“Wildfire in the City of Auburn is inevitable. It is just a matter of when.” That’s the first key assumption in the “2009-2010 Strategic Plan to Aid in the Prevention of Catastrophic Wildfire in the City of Auburn.” In the spring and summer months, dry grass, brush, and oak and pine trees surround homes and businesses in the City of Auburn. We love the sunny weather and the beauty of the Sierra Foothills. But we also know that lightening, human negligence or arson can ignite a wildfire that threatens city residents and business owners.

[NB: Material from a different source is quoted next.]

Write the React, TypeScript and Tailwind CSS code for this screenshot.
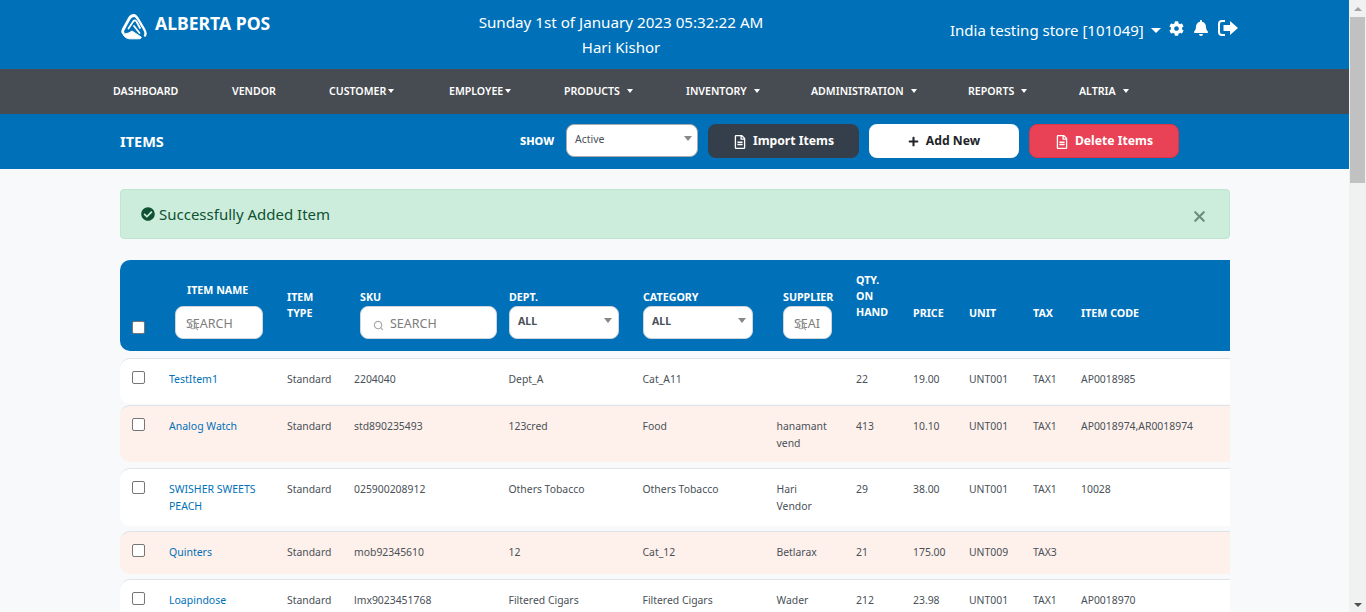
import { useState } from "react";
import { Search, X } from "lucide-react";
import {
  FaCheckCircle,
  FaCog,
  FaBell,
  FaRegFileAlt,
  FaPlus,
} from "react-icons/fa";

const NAV = [
  { label: "DASHBOARD", w: "w-[119px]" },
  { label: "VENDOR", w: "w-[97px]" },
  { label: "CUSTOMER", caret: true, tight: true, w: "w-[120px]" },
  { label: "EMPLOYEE", caret: true, tight: true, w: "w-[115px]" },
  { label: "PRODUCTS", caret: true, w: "w-[122px]" },
  { label: "INVENTORY", caret: true, w: "w-[125px]" },
  { label: "ADMINISTRATION", caret: true, w: "w-[157px]" },
  { label: "REPORTS", caret: true, w: "w-[111px]" },
  { label: "ALTRIA", caret: true, w: "w-[60px]" },
];

const ROWS = [
  { name: ["TestItem1"], sku: "2204040", dept: "Dept_A", cat: "Cat_A11", sup: [], qty: "22", price: "19.00", unit: "UNT001", tax: "TAX1", code: "AP0018985", h: "h-[46px]", mt: "mt-[7px]", pink: false },
  { name: ["Analog Watch"], sku: "std890235493", dept: "123cred", cat: "Food", sup: ["hanamant", "vend"], qty: "413", price: "10.10", unit: "UNT001", tax: "TAX1", code: "AP0018974,AR0018974", h: "h-[57px]", mt: "mt-[1px]", pink: true },
  { name: ["SWISHER SWEETS", "PEACH"], sku: "025900208912", dept: "Others Tobacco", cat: "Others Tobacco", sup: ["Hari", "Vendor"], qty: "29", price: "38.00", unit: "UNT001", tax: "TAX1", code: "10028", h: "h-[58px]", mt: "mt-[6px]", pink: false },
  { name: ["Quinters"], sku: "mob92345610", dept: "12", cat: "Cat_12", sup: ["Betlarax"], qty: "21", price: "175.00", unit: "UNT009", tax: "TAX3", code: "", h: "h-[43px]", mt: "mt-[5px]", pink: true },
  { name: ["Loapindose"], sku: "lmx9023451768", dept: "Filtered Cigars", cat: "Filtered Cigars", sup: ["Wader"], qty: "212", price: "23.98", unit: "UNT001", tax: "TAX1", code: "AP0018970", h: "h-[46px]", mt: "mt-[5px]", pink: false },
];

function Caret({ className = "" }: { className?: string }) {
  return (
    <span
      className={`inline-block w-0 h-0 border-x-[3.5px] border-x-transparent border-t-[4px] border-t-white ${className}`}
    />
  );
}

// three interlocked bands forming a rounded triangle
function Logo() {
  return (
    <svg viewBox="0 0 26 26" className="w-[26px] h-[26px] mt-[3px]" fill="none" stroke="#fff" strokeLinecap="round" strokeLinejoin="round">
      <path d="M13 1.5 C10 1.5 9 3 8 5 L2.5 15 C1.5 17 1.5 18 2 18.5" strokeWidth="2.8" />
      <path d="M13.5 1.5 C15 2 16 3.5 17 5 L23 15 C25 18.5 25 20 24 21.5" strokeWidth="2.4" />
      <path d="M1.5 19 C4 21 8 19 11 17 L20 23 C21 24.5 19 24.8 17 24.8 L9 24.8 C5 24.8 2.5 22 1.5 19 Z" fill="#fff" strokeWidth="1" />
      <path d="M7.5 14.5 L12.5 7 C13.5 6 14.5 6 15.5 7.5 L19 14" strokeWidth="1.8" />
      <path d="M13 12 L18.5 19" strokeWidth="1.8" />
    </svg>
  );
}

function SignOutIcon() {
  return (
    <svg viewBox="0 0 20 16" className="w-[20px] h-[16px] ml-[9px] mt-[2px]">
      <path d="M7 1 H4 C2.3 1 1 2.3 1 4 V12 C1 13.7 2.3 15 4 15 H7" fill="none" stroke="#fff" strokeWidth="2" />
      <path d="M12 1 L20 8 L12 15 V11 H5.5 V5 H12 Z" fill="#fff" />
    </svg>
  );
}

function SearchBox({ w, text, icon }: { w: string; text: string; icon: "over" | "left" }) {
  return (
    <div className={`relative ${w} h-[33px] bg-white rounded-lg border border-[#ced4da] flex items-center overflow-hidden`}>
      <span className={`text-[12.5px] mt-[3px] text-[#7d7d7d] ${icon === "left" ? "pl-[29px]" : "pl-[10px]"}`}>{text}</span>
      <Search size={11} strokeWidth={2.5} className="absolute text-[#a8a8a8] top-[13px] left-[12px]" />
    </div>
  );
}

function DeptSelect({ w }: { w: string }) {
  return (
    <div className={`relative ${w} h-[33px] bg-white rounded-lg border border-[#ced4da] pl-[8px] pt-[7px] text-[10.5px] font-bold text-[#495057]`}>
      ALL
      <span className="absolute right-[6px] top-[11px] w-0 h-0 border-x-[4px] border-x-transparent border-t-[5px] border-t-[#888]" />
    </div>
  );
}

const headCls = "text-[10.7px] font-bold text-white leading-[16px]";

export default function App() {
  const [show] = useState("Active");

  return (
    <div className="flex h-[612px] overflow-hidden bg-[#f8f9fa] font-['Noto_Sans',sans-serif]">
      <div className="flex-1 min-w-0 overflow-hidden">
        {/* top bar */}
        <header className="h-[69px] bg-[#0071b9] text-white flex">
          <div className="w-[430px] pl-[121px] pt-[11px] flex items-start gap-[8px]">
            <Logo />
            <span className="text-[17.6px] font-bold leading-[24px]">ALBERTA POS</span>
          </div>
          <div className="w-[382px] pt-[10px] text-center text-[15px] leading-[25px]">
            <div className="text-[15.2px]">Sunday 1st of January 2023 05:32:22 AM</div>
            <div>Hari Kishor</div>
          </div>
          <div className="flex-1 pl-[138px] pt-[18px] flex items-start">
            <span className="text-[15px] leading-[25px]">India testing store [101049]</span>
            <Caret className="ml-[7px] mt-[10px] border-x-[5px] border-t-[5px]" />
            <FaCog className="ml-[8px] mt-[3px]" size={15} />
            <FaBell className="ml-[9px] mt-[2px]" size={16} />
            <SignOutIcon />
          </div>
        </header>

        {/* main menu */}
        <nav className="h-[45px] bg-[#474c52] flex items-center pl-[113px]">
          {NAV.map((n) => (
            <div key={n.label} className={`${n.w} shrink-0 flex items-center text-[10.6px] font-semibold text-white`}>
              {n.label}
              {n.caret && <Caret className={n.tight ? "ml-[2px]" : "ml-[7px]"} />}
            </div>
          ))}
        </nav>

        {/* page heading */}
        <div className="h-[55px] bg-[#0071b9] flex items-center pl-[120px]">
          <div className="w-[400px] text-[14.5px] font-bold text-white">ITEMS</div>
          <div className="w-[46px] text-[11px] font-extrabold text-white">SHOW</div>
          <div className="relative w-[132px] h-[33px] -mt-[2px] bg-white rounded-lg border border-[#aaa] pl-[8px] pt-[7px] text-[10.5px] text-[#495057]">
            {show}
            <span className="absolute right-[5px] top-[11px] w-0 h-0 border-x-[4px] border-x-transparent border-t-[5px] border-t-[#888]" />
          </div>
          <button className="ml-[10px] -mt-[1px] pt-[1px] w-[151px] h-[34px] rounded-lg bg-[#343f4b] text-white text-[12.2px] font-bold flex items-center justify-center gap-[6px]">
            <FaRegFileAlt size={14} /> Import Items
          </button>
          <button className="ml-[10px] -mt-[1px] pt-[1px] w-[150px] h-[34px] rounded-lg bg-white text-[#212529] text-[12.2px] font-bold flex items-center justify-center gap-[7px]">
            <FaPlus size={11} /> Add New
          </button>
          <button className="ml-[10px] -mt-[1px] pt-[1px] w-[150px] h-[34px] rounded-lg bg-[#e94155] border border-[#dc3545] text-white text-[12.2px] font-bold flex items-center justify-center gap-[6px]">
            <FaRegFileAlt size={14} /> Delete Items
          </button>
        </div>

        {/* content */}
        <div className="pl-[120px] pr-[119px] pt-[20px] bg-[#f8f9fb]">
          <div className="h-[50px] bg-[#cdeddc] border border-[#bde5d0] rounded-[4px] flex items-center pl-[20px] pr-[21px] text-[#0f5132]">
            <FaCheckCircle size={14} />
            <span className="ml-[4px] text-[15px]">Successfully Added Item</span>
            <X size={17} strokeWidth={3} className="ml-auto mt-[5px] text-[#6f8a80]" />
          </div>

          {/* table head */}
          <div className="mt-[21px] h-[91px] bg-[#0071b9] rounded-l-[10px] flex">
            <div className="w-[55px] pl-[12px] pt-[61px] shrink-0">
              <span className="block w-[13px] h-[13px] bg-white border border-[#767676] rounded-[2px]" />
            </div>
            <div className="w-[112px] shrink-0 pt-[22px]">
              <div className={`${headCls} pl-[12px] mb-[8px]`}>ITEM NAME</div>
              <SearchBox w="w-[88px]" text="SEARCH" icon="over" />
            </div>
            <div className={`w-[73px] shrink-0 pt-[29px] ${headCls}`}>ITEM<br />TYPE</div>
            <div className="w-[149px] shrink-0 pt-[29px]">
              <div className={`${headCls} mb-[1px]`}>SKU</div>
              <SearchBox w="w-[137px]" text="SEARCH" icon="left" />
            </div>
            <div className="w-[134px] shrink-0 pt-[29px]">
              <div className={`${headCls} mb-[1px]`}>DEPT.</div>
              <DeptSelect w="w-[110px]" />
            </div>
            <div className="w-[140px] shrink-0 pt-[29px]">
              <div className={`${headCls} mb-[1px]`}>CATEGORY</div>
              <DeptSelect w="w-[110px]" />
            </div>
            <div className="w-[73px] shrink-0 pt-[29px]">
              <div className={`${headCls} mb-[1px]`}>SUPPLIER</div>
              <SearchBox w="w-[49px]" text="SEAI" icon="over" />
            </div>
            <div className={`w-[57px] shrink-0 pt-[12px] ${headCls}`}>QTY.<br />ON<br />HAND</div>
            <div className={`w-[56px] shrink-0 pt-[45px] ${headCls}`}>PRICE</div>
            <div className={`w-[64px] shrink-0 pt-[45px] ${headCls}`}>UNIT</div>
            <div className={`w-[48px] shrink-0 pt-[45px] ${headCls}`}>TAX</div>
            <div className={`flex-1 pt-[45px] ${headCls}`}>ITEM CODE</div>
          </div>

          {/* table rows */}
          {ROWS.map((r) => (
            <div
              key={r.sku}
              className={`${r.h} ${r.mt} ${r.pink ? "bg-[#fef0eb]" : "bg-white"} border-t border-[#dfe2e6] rounded-l-[10px] flex pt-[12px] text-[10.4px] leading-[17px] text-[#495057]`}
            >
              <div className="w-[49px] shrink-0 pl-[12px]">
                <span className="block w-[13px] h-[13px] bg-white border border-[#767676] rounded-[2px]" />
              </div>
              <div className="w-[118px] shrink-0 text-[#0071b9] text-[10.5px]">
                {r.name.map((l) => <div key={l}>{l}</div>)}
              </div>
              <div className="w-[67px] shrink-0">Standard</div>
              <div className="w-[154.5px] shrink-0">{r.sku}</div>
              <div className="w-[134px] shrink-0">{r.dept}</div>
              <div className="w-[134px] shrink-0">{r.cat}</div>
              <div className="w-[79.5px] shrink-0">
                {r.sup.map((l) => <div key={l}>{l}</div>)}
              </div>
              <div className="w-[57px] shrink-0">{r.qty}</div>
              <div className="w-[56px] shrink-0">{r.price}</div>
              <div className="w-[64px] shrink-0">{r.unit}</div>
              <div className="w-[48px] shrink-0">{r.tax}</div>
              <div className="flex-1 whitespace-nowrap">{r.code}</div>
            </div>
          ))}
        </div>
      </div>

      {/* page scrollbar */}
      <div className="w-[17px] shrink-0 bg-[#f1f1f1] flex flex-col items-center">
        <span className="mt-[7px] w-0 h-0 border-x-[4px] border-x-transparent border-b-[4px] border-b-[#a3a3a3]" />
        <div className="w-[15px] h-[166px] mt-[6px] bg-[#c1c1c1]" />
        <span className="mt-auto mb-[5px] w-0 h-0 border-x-[4px] border-x-transparent border-t-[4px] border-t-[#505050]" />
      </div>
    </div>
  );
}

The 49 Fire, which swept through North Auburn (outside city limits) last summer destroying homes and irreplaceable personal mementos, was an important wake-up call for the City of Auburn and Placer County. It highlighted the fact that even those who live in what fire officials classify as a “Low Fire Hazard Severity Zone,” are still vulnerable to wildfire. Ignoring the problem is not an option. Over 80% of city residents live in the “Very High,” “High” or “Moderate” fire hazard severity zones.
There’s no reason to be fatalistic about this problem. Through cooperation, hard work and concerted action, residents, fire officials and local policymakers can significantly lower the probability that the inevitable wildfire will turn into a catastrophic wildfire. There is a world of difference between a wildfire and a catastrophic wildfire. By acting now, we can save lives, memories, and property during the fire season. Working to create a safer future for residents and business owners is the second, and in many ways more important, operating assumption that guides the Strategic Plan.

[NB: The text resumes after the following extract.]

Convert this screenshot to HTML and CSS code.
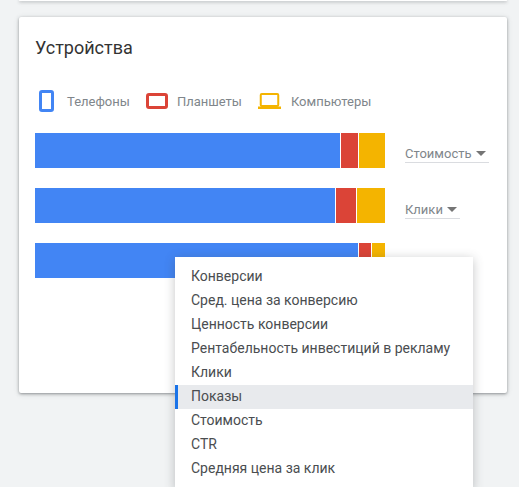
FILE: index.html
```html
<!DOCTYPE html>
<html lang="en">
<head>
    <meta charset="UTF-8">
    <meta name="viewport" content="width=device-width, initial-scale=1.0">
    <title>Устройства</title>
    <link rel="stylesheet" href="styles.css">
</head>
<body>
    <div class="card top-card"></div>

    <div class="card devices">
        <h2 class="title">Устройства</h2>

        <div class="legend">
            <div class="legend-item phone">
                <svg width="15" height="22" viewBox="0 0 15 22"><rect x="1.5" y="1.5" width="12" height="19" rx="1.5" fill="none" stroke="#4285f4" stroke-width="3"/></svg>
                <span>Телефоны</span>
            </div>
            <div class="legend-item tablet">
                <svg width="22" height="16" viewBox="0 0 22 16"><rect x="1.5" y="1.5" width="19" height="13" rx="1.5" fill="none" stroke="#db4437" stroke-width="3"/></svg>
                <span>Планшеты</span>
            </div>
            <div class="legend-item laptop">
                <svg width="23" height="16" viewBox="0 0 23 16"><rect x="2.75" y="1" width="17.5" height="12" rx="1" fill="none" stroke="#f4b400" stroke-width="2"/><rect x="0" y="13.5" width="23" height="2.5" fill="#f4b400"/></svg>
                <span>Компьютеры</span>
            </div>
        </div>

        <div class="rows">
            <div class="row">
                <div class="bar">
                    <div class="seg blue" style="width: 305px"></div>
                    <div class="seg red" style="width: 17px"></div>
                    <div class="seg yellow" style="width: 26px"></div>
                </div>
                <div class="select wide">Стоимость <i class="caret"></i></div>
            </div>
            <div class="row">
                <div class="bar">
                    <div class="seg blue" style="width: 300px"></div>
                    <div class="seg red" style="width: 20px"></div>
                    <div class="seg yellow" style="width: 28px"></div>
                </div>
                <div class="select narrow">Клики <i class="caret"></i></div>
            </div>
            <div class="row">
                <div class="bar">
                    <div class="seg blue" style="width: 323px"></div>
                    <div class="seg red" style="width: 12px"></div>
                    <div class="seg yellow" style="width: 13px"></div>
                </div>
            </div>
        </div>
    </div>

    <div class="menu">
        <div class="menu-item">Конверсии</div>
        <div class="menu-item">Сред. цена за конверсию</div>
        <div class="menu-item">Ценность конверсии</div>
        <div class="menu-item">Рентабельность инвестиций в рекламу</div>
        <div class="menu-item">Клики</div>
        <div class="menu-item active">Показы</div>
        <div class="menu-item">Стоимость</div>
        <div class="menu-item">CTR</div>
        <div class="menu-item">Средняя цена за клик</div>
    </div>
</body>
</html>
```

FILE: styles.css
```css
html, body {
    height: 487px;
    overflow: hidden;
}

body {
    font-family: Roboto, Arial, sans-serif;
    margin: 0;
    padding: 0 12px 0 19px;
    background-color: #f1f3f4;
    position: relative;
}

.card {
    background-color: #fff;
    border-radius: 2px;
    box-shadow: 0 1px 3px rgba(60, 64, 67, 0.5), 0 1px 6px rgba(60, 64, 67, 0.12);
}

.top-card {
    height: 1px;
    margin-bottom: 16px;
}

.devices {
    height: 376px;
    padding: 20px 16px 0;
    box-sizing: border-box;
}

.title {
    margin: 0;
    font-size: 18px;
    font-weight: 400;
    line-height: 22px;
    color: #333;
}

.legend {
    display: flex;
    align-items: center;
    height: 24px;
    margin-top: 30px;
    padding-left: 4px;
    font-size: 13px;
    color: #80868b;
}

.legend-item {
    display: flex;
    align-items: center;
}

.legend-item svg {
    display: block;
    margin-right: 13px;
}

.legend-item.phone {
    margin-right: 16px;
}

.legend-item.tablet {
    margin-right: 16px;
}

.legend-item.tablet svg {
    margin-right: 9px;
}

.legend-item.laptop svg {
    margin-right: 10px;
}

.rows {
    margin-top: 20px;
}

.row {
    display: flex;
    align-items: center;
    height: 35px;
    margin-bottom: 20px;
}

.bar {
    display: flex;
    gap: 1px;
    width: 350px;
    height: 35px;
    flex: none;
}

.seg {
    height: 100%;
}

.blue {
    background-color: #4285f4;
}

.red {
    background-color: #db4437;
}

.yellow {
    background-color: #f4b400;
}

.select {
    margin-left: 20px;
    width: 55px;
    height: 19px;
    margin-top: 4px;
    line-height: 22px;
    font-size: 13px;
    color: #80868b;
    white-space: nowrap;
    border-bottom: 1px solid #dadce0;
}

.select.wide {
    width: 84px;
}

.select.narrow {
    margin-top: 6px;
}

.caret {
    display: inline-block;
    width: 0;
    height: 0;
    margin-left: 1px;
    vertical-align: 2px;
    border-left: 5px solid transparent;
    border-right: 5px solid transparent;
    border-top: 5px solid #757575;
}

.menu {
    position: absolute;
    top: 257px;
    left: 175px;
    width: 298px;
    padding: 8px 0;
    background-color: #fff;
    box-shadow: 0 2px 10px rgba(60, 64, 67, 0.3);
}

.menu-item {
    height: 24px;
    line-height: 22px;
    padding-left: 16px;
    font-size: 14px;
    color: #4a4d50;
    white-space: nowrap;
}

.menu-item.active {
    background-color: #e8eaed;
    box-shadow: inset 3px 0 0 #1a73e8;
}
```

On November 23, for the first time in the history of the City of Auburn, the city council approved a Strategic Plan, crafted in collaboration with the citizen-led Greater Auburn Area Fire Safe Council (GAAFSC) that is designed to prevent a catastrophic wildfire. The Strategic Plan outlines 21 action steps to maximize the attainment of defensible space and fuel reduction on private lands within the city and to maximize fuel reduction in the American River Canyon, which constitutes the eastern and southern borders of the city. It is critical that every resident obtain a free copy of the “Homeowner’s Checklist,” that they can use to ensure that their home has adequate defensible space. The city must aggressively address the situation in which a landowner owns large tracts of land but does nothing to reduce the dangerous fuel loads and endangers his neighbors. And lastly, the city must work collaboratively with the Bureau of Reclamation to find sure-fire ways to reduce the wood fuel build-up in the federally owned American River Canyon.
Protecting the lives of Auburn residents and firefighters must be our number one priority. Residents have invested financially and personally in creating their homes, so we must do everything we can to prevent these investments turn to ash. With the cooperation and collaboration between residents, business owners, Auburn Fire Department, Auburn City Council, CalFire, the Bureau of Reclamation, and the citizen volunteers with GAAFSC, we will fully implement the “2009-2010 Strategic Plan to Aid in the Prevention of Catastrophic Wildfire in the City of Auburn” and create a better and safer future for our community.